Mitchell worked in several other University offices before she ended up at Boylston Street, and now she says she wouldn't work anywhere else. People there are friendly and relaxed, she says, and she has a chance to get to know students in ways she couldn't in most places. A lot of staffers seem to agree with her, and the turnover at the building is minimal. Four years ago, five women retired who between them had racked up a total of well over 100 years with the Athletic Department. And of the five people who replaced them, only one has left in the intervening four years.

Pat Walsh, who works on the second floor in the Sports News Office, says she thinks one of the reasons people stay with the department so long is a feeling that jobs there are secure. Although the budget is tight, she says, austerity has meant belt-tightening rather than layoffs. True, the building itself is old, and the heating system can make working there pretty uncomfortable--one side of the building is overheated while the other side is freezing. But Walsh says she has found the general friendliness at 60 Boylston more than makes up for a few physical inconveniences.

Despite its idiosyncracies, Bob Watson, director of Athletics, says he thinks the building at 60 Boylston Street is likely to house the department for some time to come. Athletics ought to keep a low profile, he says, taking a secondary position in a place geared primarily toward academics. A full-scale, luxurious office is out of the question, he says, unless the department's budget grows suddenly.

Right now that budget is the Boylston Street staff's major headache. Smaller than that of most Ivy League athletic departments, Watson's crew has to operate and maintain all Harvard's facilities on $3 million--the same amount it had to play with three years ago, despite inflation and the additional expense of increasing facilities for women. So it isn't surprising that Watson keeps returning to the word "Spartan" in his description of the department.

Watson's office is up on the third floor of the building, high over the Boylston Street traffic. Sixty Boylston is set up almost exactly like a bureaucratic flow chart, with decisionmakers--Watson and two assistant directors of Athletics--at the top, intermediate staffers on the second floor, and student managers in the basement. Jean MacIver, Watson's administrative assistant, says it was organized that way on purpose when Watson moved in four years ago, so that top administrators wouldn't be constantly interrupted by students needing help with minor details. But no one is really removed from the day-to-day operations of the sports field in Boylston Street, and while the third floor is more sedate than the lower stories--no one is throwing nurf balls around up here-athletes and managers find their way to the top floor with the ease born of a fair amount of practice.

In fact, the only rooms that don't attract the traffic that moves steadily up and down the narrow staircases are those just inside the entrance, the information and ticket sales desks.
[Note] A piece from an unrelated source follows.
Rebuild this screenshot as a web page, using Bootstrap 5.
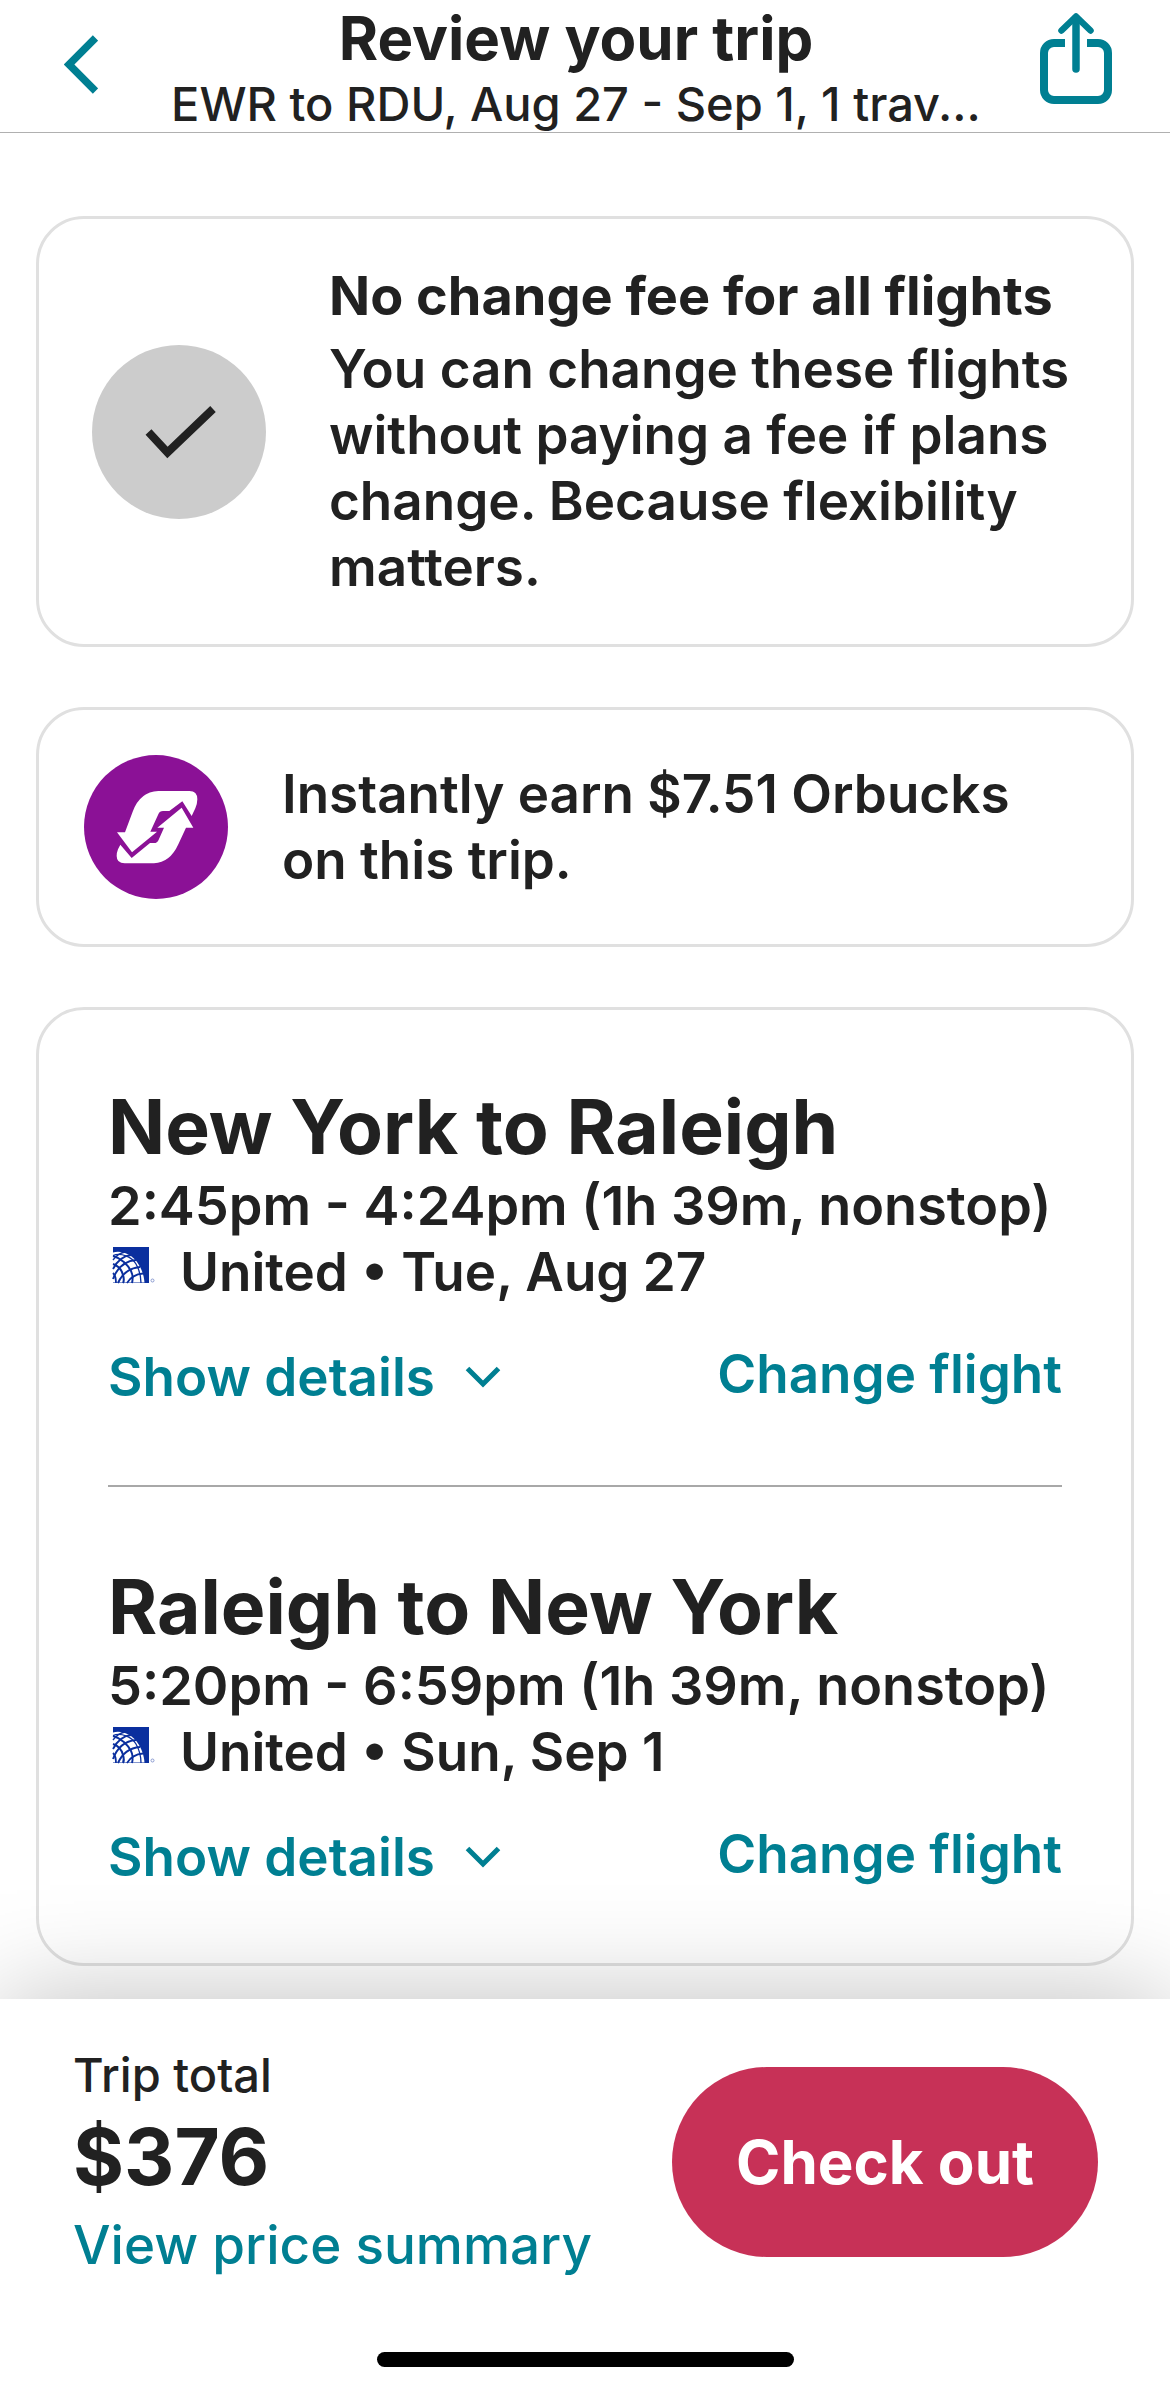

The line for participation tickets--sold to graduate students and faculty members who want to use the facilities maintained by the College--is already six or seven people long, and the information desk is besieged with questions about available squash courts and swimming pools. These students are not Boylston Street regulars, on the whole; no one who is really interested in Harvard athletics is likely to stop in often to ask directions to Soldiers Field. But this floor is as far into 60 Boylston as most students will ever get, and the glassed-in ticket counter will be all they see of the Athletic Department's administration.

Maybe it's a good thing that most people stop there, because the building probably couldn't accommodate any more people than haunt it already. And since the new sports complex doesn't include plans for any more office space, 60 Boylston Street is likely to remain the small, out of the way haven for the Athletics Department it is now for some time to come.